--- TO BE DONE ---
Return each line of the data below exactly, omitting any pictures.

=====

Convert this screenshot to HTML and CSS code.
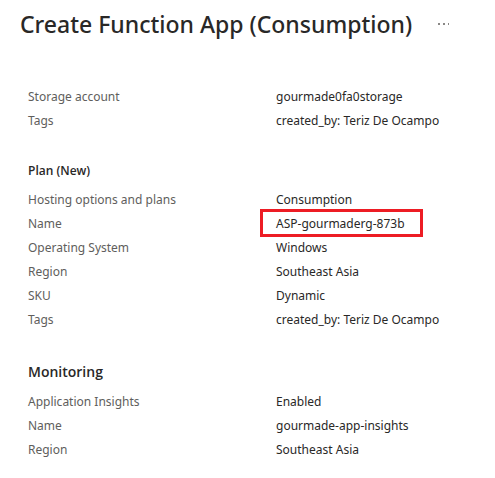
FILE: index.html
```html
<!DOCTYPE html>
<html lang="en">
<head>
<meta charset="utf-8">
<title>Create Function App (Consumption)</title>
<link rel="stylesheet" href="styles.css">
</head>
<body>
<header class="page-header">
  <h1 class="page-title">Create Function App (Consumption)</h1>
  <button class="more" type="button" aria-label="More actions">
    <svg class="more-icon" width="12" height="4" viewBox="0 0 12 4" aria-hidden="true">
      <rect x="0" y="1" width="2" height="2"/><rect x="5" y="1" width="2" height="2"/><rect x="10" y="1" width="1" height="2"/>
    </svg>
  </button>
</header>
<main class="summary">
  <section class="group">
    <dl class="details">
      <dt>Storage account</dt><dd>gourmade0fa0storage</dd>
      <dt>Tags</dt><dd>created_by: Teriz De Ocampo</dd>
    </dl>
  </section>
  <section class="group">
    <h2 class="subheading">Plan (New)</h2>
    <dl class="details">
      <dt>Hosting options and plans</dt><dd>Consumption</dd>
      <dt>Name</dt><dd class="marked">ASP-gourmaderg-873b</dd>
      <dt>Operating System</dt><dd>Windows</dd>
      <dt>Region</dt><dd>Southeast Asia</dd>
      <dt>SKU</dt><dd>Dynamic</dd>
      <dt>Tags</dt><dd>created_by: Teriz De Ocampo</dd>
    </dl>
  </section>
  <section class="group">
    <h2 class="heading">Monitoring</h2>
    <dl class="details">
      <dt>Application Insights</dt><dd>Enabled</dd>
      <dt>Name</dt><dd>gourmade-app-insights</dd>
      <dt>Region</dt><dd>Southeast Asia</dd>
    </dl>
  </section>
</main>
</body>
</html>
```
FILE: styles.css
```css
* {
  box-sizing: border-box;
}

body {
  margin: 0;
  background: #fff;
  color: #292827;
  font: 12px/24px "Noto Sans", "Open Sans", sans-serif;
}

.page-header {
  display: flex;
  align-items: center;
  gap: 20px;
  padding: 8px 20px 0;
}

.page-title {
  margin: 0;
  font-size: 23px;
  font-weight: 500;
  line-height: 32px;
}

.more {
  display: flex;
  padding: 6px;
  border: 0;
  background: none;
}

.more-icon {
  fill: #8a8886;
}

.summary {
  display: flex;
  flex-direction: column;
  gap: 26px;
  padding: 45px 28px 16px;
}

.details {
  display: grid;
  grid-template-columns: 248px 1fr;
  margin: 0;
}

.details dt {
  color: #605e5c;
}

.details dd {
  margin: 0;
}

.subheading,
.heading {
  margin: 0 0 5px;
  font-family: "Open Sans", "Noto Sans", sans-serif;
  font-weight: 600;
}

.subheading {
  font-size: 12px;
}

.heading {
  font-size: 14px;
  line-height: 27px;
}

.details .marked {
  justify-self: start;
  position: relative;
}

.marked::after {
  content: "";
  position: absolute;
  inset: -3px -18px -1px -16px;
  border: 3px solid #ed1c24;
}
```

=====

--- THE ANSWER ---
Convert this screenshot to HTML and CSS code.
FILE: index.html
```html
<!DOCTYPE html>
<html lang="en">
<head>
<meta charset="utf-8">
<title>Create Function App (Consumption)</title>
<link rel="stylesheet" href="styles.css">
</head>
<body>
<header class="page-header">
  <h1 class="page-title">Create Function App (Consumption)</h1>
  <button class="more" type="button" aria-label="More actions">
    <svg class="more-icon" width="12" height="4" viewBox="0 0 12 4" aria-hidden="true">
      <rect x="0" y="1" width="2" height="2"/><rect x="5" y="1" width="2" height="2"/><rect x="10" y="1" width="1" height="2"/>
    </svg>
  </button>
</header>
<main class="summary">
  <section class="group">
    <dl class="details">
      <dt>Storage account</dt><dd>gourmade0fa0storage</dd>
      <dt>Tags</dt><dd>created_by: Teriz De Ocampo</dd>
    </dl>
  </section>
  <section class="group">
    <h2 class="subheading">Plan (New)</h2>
    <dl class="details">
      <dt>Hosting options and plans</dt><dd>Consumption</dd>
      <dt>Name</dt><dd class="marked">ASP-gourmaderg-873b</dd>
      <dt>Operating System</dt><dd>Windows</dd>
      <dt>Region</dt><dd>Southeast Asia</dd>
      <dt>SKU</dt><dd>Dynamic</dd>
      <dt>Tags</dt><dd>created_by: Teriz De Ocampo</dd>
    </dl>
  </section>
  <section class="group">
    <h2 class="heading">Monitoring</h2>
    <dl class="details">
      <dt>Application Insights</dt><dd>Enabled</dd>
      <dt>Name</dt><dd>gourmade-app-insights</dd>
      <dt>Region</dt><dd>Southeast Asia</dd>
    </dl>
  </section>
</main>
</body>
</html>
```
FILE: styles.css
```css
* {
  box-sizing: border-box;
}

body {
  margin: 0;
  background: #fff;
  color: #292827;
  font: 12px/24px "Noto Sans", "Open Sans", sans-serif;
}

.page-header {
  display: flex;
  align-items: center;
  gap: 20px;
  padding: 8px 20px 0;
}

.page-title {
  margin: 0;
  font-size: 23px;
  font-weight: 500;
  line-height: 32px;
}

.more {
  display: flex;
  padding: 6px;
  border: 0;
  background: none;
}

.more-icon {
  fill: #8a8886;
}

.summary {
  display: flex;
  flex-direction: column;
  gap: 26px;
  padding: 45px 28px 16px;
}

.details {
  display: grid;
  grid-template-columns: 248px 1fr;
  margin: 0;
}

.details dt {
  color: #605e5c;
}

.details dd {
  margin: 0;
}

.subheading,
.heading {
  margin: 0 0 5px;
  font-family: "Open Sans", "Noto Sans", sans-serif;
  font-weight: 600;
}

.subheading {
  font-size: 12px;
}

.heading {
  font-size: 14px;
  line-height: 27px;
}

.details .marked {
  justify-self: start;
  position: relative;
}

.marked::after {
  content: "";
  position: absolute;
  inset: -3px -18px -1px -16px;
  border: 3px solid #ed1c24;
}
```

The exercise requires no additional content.